Agent Causal Decision Tool
A causal decision and audit tool for AI agents. Evaluate product changes using A/B testing and Difference-in-Differences methods.
Source: https://github.com/ZhuMorris/agent-causal-decision-tool
Setup
Before using this skill, install the tool:
# Clone the repository (if not already present)
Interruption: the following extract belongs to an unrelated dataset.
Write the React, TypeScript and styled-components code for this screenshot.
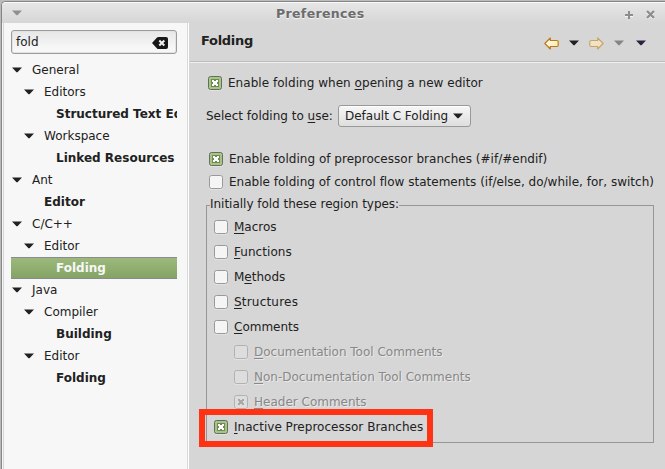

git clone https://github.com/ZhuMorris/agent-causal-decision-tool.git ~/clawd/agent-causal-decision-tool 2>/dev/null || true
# Install dependencies
pip install click scipy numpy pydantic -q
# Navigate to the tool directory
cd ~/clawd/agent-causal-decision-tool
Alternatively, install as a Python package:
pip install git+https://github.com/ZhuMorris/agent-causal-decision-tool.git -q
Commands
A/B Test Analysis
cd ~/clawd/agent-causal-decision-tool
PYTHONPATH=. python3 -m src.cli ab --control 100/5000 --variant 130/5000
Parameters:
--control: Control group conversions/total (e.g.,100/5000)--variant: Variant group conversions/total (e.g.,130/5000)--name: Variant name (optional, default:variant_1)--format: Output formatjson(default) ortext
Example:
PYTHONPATH=. python3 -m src.cli ab --control 100/5000 --variant 130/5000
Example Output:
{
"version": "1.0",
"mode": "ab_test",
"recommendation": {
"decision": "ship",
"confidence": "medium",
"summary": "Variant performs 30.00% better (p=0.0454). Ship it.",
"primary_metricLift": 30.0,
"p_value": 0.045361
},
"statistics": {
"control_rate": 0.02,
"variant_rate": 0.026,
"relative_lift_pct": 30.0,
"z_score": 2.0013,
"p_value": 0.045361,
"confidence_interval_95": [0.000124, 0.011876]
},
"traffic_stats": {
"control_size": 5000,
"variant_size": 5000,
"total_size": 10000
},
"warnings": [],
"next_steps": ["Deploy variant", "Monitor over time for regression"],
"audit": {
"decision_path": [
{"step": "Input validation", "passed": true},
{"step": "Traffic check", "passed": true},
{"step": "Conversion rate calculation", "passed": true},
{"step": "Statistical significance test", "passed": true},
{"step": "Effect size check", "passed": true},
{"step": "Decision", "passed": true}
]
}
}
DiD Analysis
cd ~/clawd/agent-causal-decision-tool
PYTHONPATH=. python3 -m src.cli did --pre-control 1000 --post-control 1100 --pre-treated 900 --post-treated 1150
Parameters:
--pre-control: Control group metric before treatment--post-control: Control group metric after treatment--pre-treated: Treated group metric before treatment--post-treated: Treated group metric after treatment
Decision Audit
Reconstruct and explain a previous decision:
# Save result to file
PYTHONPATH=. python3 -m src.cli ab --control 100/5000 --variant 130/5000 > /tmp/result.json
# Audit it (human-readable)
PYTHONPATH=. python3 -m src.cli audit /tmp/result.json --format text
# Audit it (JSON)
PYTHONPATH=. python3 -m src.cli audit /tmp/result.json --format json
Example audit output:
-- DECISION PATH --
1. Input validation [✓]
control_total: 5000, variant_total: 5000
2. Traffic check [✓]
control_size: 5000, min_required: 1000
3. Conversion rate calculation [✓]
control_rate: 0.02, variant_rate: 0.026
4. Statistical significance test [✓]
p_value: 0.045361, alpha: 0.05
5. Effect size check [✓]
lift_pct: 30.0, threshold: 1
6. Decision [✓]
decision: ship, confidence: medium
-- FINAL DECISION --
Decision: SHIP
Decision Reference
| Decision | Meaning | When |
|---|---|---|
ship | Deploy variant | p < 0.05 AND positive lift |
keep_running | Continue experiment | p < 0.3, trending positive |
reject | Do not deploy | p < 0.05 AND negative lift |
escalate | Needs human review | Not conclusive or critical warnings |
Python API
import sys
sys.path.insert(0, '~/clawd/agent-causal-decision-tool')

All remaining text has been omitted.